* Aim *
Repeat the material verbatim and drop the pictures.

* Source excerpt *

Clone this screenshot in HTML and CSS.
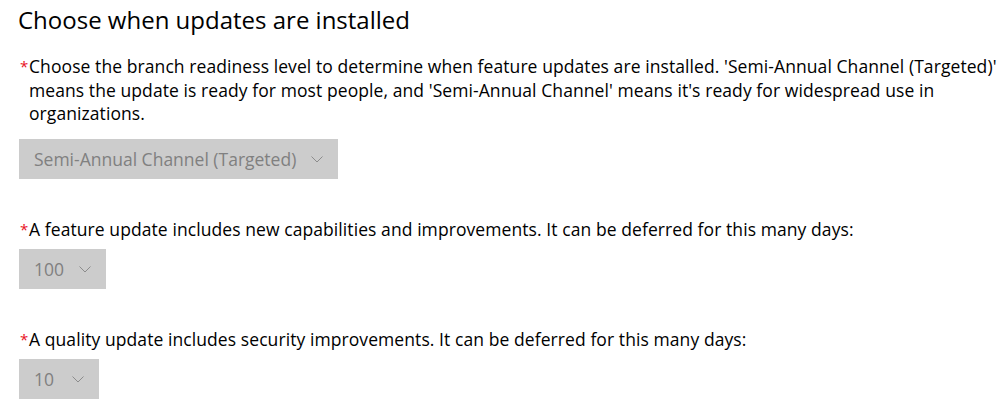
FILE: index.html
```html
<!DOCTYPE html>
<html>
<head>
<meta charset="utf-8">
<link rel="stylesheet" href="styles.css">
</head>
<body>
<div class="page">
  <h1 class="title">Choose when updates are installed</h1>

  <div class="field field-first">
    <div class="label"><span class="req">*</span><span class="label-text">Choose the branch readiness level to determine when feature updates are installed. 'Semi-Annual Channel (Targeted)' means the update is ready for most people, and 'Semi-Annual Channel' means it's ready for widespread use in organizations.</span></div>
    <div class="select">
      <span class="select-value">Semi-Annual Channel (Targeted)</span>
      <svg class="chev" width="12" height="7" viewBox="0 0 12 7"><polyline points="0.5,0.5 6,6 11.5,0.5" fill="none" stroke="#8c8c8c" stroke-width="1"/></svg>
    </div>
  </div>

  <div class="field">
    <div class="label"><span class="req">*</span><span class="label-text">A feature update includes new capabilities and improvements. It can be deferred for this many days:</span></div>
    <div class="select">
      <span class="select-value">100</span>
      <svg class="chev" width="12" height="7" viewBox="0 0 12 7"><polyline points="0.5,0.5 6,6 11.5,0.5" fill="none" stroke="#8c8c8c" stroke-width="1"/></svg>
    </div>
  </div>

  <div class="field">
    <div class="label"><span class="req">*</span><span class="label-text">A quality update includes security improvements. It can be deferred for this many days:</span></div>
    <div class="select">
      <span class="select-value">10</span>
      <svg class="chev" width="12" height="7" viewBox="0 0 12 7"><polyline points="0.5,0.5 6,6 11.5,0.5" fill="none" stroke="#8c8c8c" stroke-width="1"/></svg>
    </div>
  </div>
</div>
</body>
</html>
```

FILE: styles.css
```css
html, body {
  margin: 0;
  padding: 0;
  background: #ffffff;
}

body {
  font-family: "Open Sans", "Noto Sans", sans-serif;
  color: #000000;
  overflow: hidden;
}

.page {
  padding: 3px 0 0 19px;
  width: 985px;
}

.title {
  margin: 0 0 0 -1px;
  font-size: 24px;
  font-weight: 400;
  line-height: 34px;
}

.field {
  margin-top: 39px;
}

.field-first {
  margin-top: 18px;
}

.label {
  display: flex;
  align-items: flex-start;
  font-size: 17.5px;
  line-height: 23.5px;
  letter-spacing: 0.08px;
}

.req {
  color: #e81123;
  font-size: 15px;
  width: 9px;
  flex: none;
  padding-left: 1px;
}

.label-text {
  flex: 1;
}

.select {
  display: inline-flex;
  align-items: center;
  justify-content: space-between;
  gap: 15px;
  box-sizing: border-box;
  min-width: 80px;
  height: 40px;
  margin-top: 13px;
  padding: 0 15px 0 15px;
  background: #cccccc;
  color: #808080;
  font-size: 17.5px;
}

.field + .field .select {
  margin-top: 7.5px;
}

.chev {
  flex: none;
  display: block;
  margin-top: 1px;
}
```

* Exercise response *
Clone this screenshot in HTML and CSS.
FILE: index.html
```html
<!DOCTYPE html>
<html>
<head>
<meta charset="utf-8">
<link rel="stylesheet" href="styles.css">
</head>
<body>
<div class="page">
  <h1 class="title">Choose when updates are installed</h1>

  <div class="field field-first">
    <div class="label"><span class="req">*</span><span class="label-text">Choose the branch readiness level to determine when feature updates are installed. 'Semi-Annual Channel (Targeted)' means the update is ready for most people, and 'Semi-Annual Channel' means it's ready for widespread use in organizations.</span></div>
    <div class="select">
      <span class="select-value">Semi-Annual Channel (Targeted)</span>
      <svg class="chev" width="12" height="7" viewBox="0 0 12 7"><polyline points="0.5,0.5 6,6 11.5,0.5" fill="none" stroke="#8c8c8c" stroke-width="1"/></svg>
    </div>
  </div>

  <div class="field">
    <div class="label"><span class="req">*</span><span class="label-text">A feature update includes new capabilities and improvements. It can be deferred for this many days:</span></div>
    <div class="select">
      <span class="select-value">100</span>
      <svg class="chev" width="12" height="7" viewBox="0 0 12 7"><polyline points="0.5,0.5 6,6 11.5,0.5" fill="none" stroke="#8c8c8c" stroke-width="1"/></svg>
    </div>
  </div>

  <div class="field">
    <div class="label"><span class="req">*</span><span class="label-text">A quality update includes security improvements. It can be deferred for this many days:</span></div>
    <div class="select">
      <span class="select-value">10</span>
      <svg class="chev" width="12" height="7" viewBox="0 0 12 7"><polyline points="0.5,0.5 6,6 11.5,0.5" fill="none" stroke="#8c8c8c" stroke-width="1"/></svg>
    </div>
  </div>
</div>
</body>
</html>
```

FILE: styles.css
```css
html, body {
  margin: 0;
  padding: 0;
  background: #ffffff;
}

body {
  font-family: "Open Sans", "Noto Sans", sans-serif;
  color: #000000;
  overflow: hidden;
}

.page {
  padding: 3px 0 0 19px;
  width: 985px;
}

.title {
  margin: 0 0 0 -1px;
  font-size: 24px;
  font-weight: 400;
  line-height: 34px;
}

.field {
  margin-top: 39px;
}

.field-first {
  margin-top: 18px;
}

.label {
  display: flex;
  align-items: flex-start;
  font-size: 17.5px;
  line-height: 23.5px;
  letter-spacing: 0.08px;
}

.req {
  color: #e81123;
  font-size: 15px;
  width: 9px;
  flex: none;
  padding-left: 1px;
}

.label-text {
  flex: 1;
}

.select {
  display: inline-flex;
  align-items: center;
  justify-content: space-between;
  gap: 15px;
  box-sizing: border-box;
  min-width: 80px;
  height: 40px;
  margin-top: 13px;
  padding: 0 15px 0 15px;
  background: #cccccc;
  color: #808080;
  font-size: 17.5px;
}

.field + .field .select {
  margin-top: 7.5px;
}

.chev {
  flex: none;
  display: block;
  margin-top: 1px;
}
```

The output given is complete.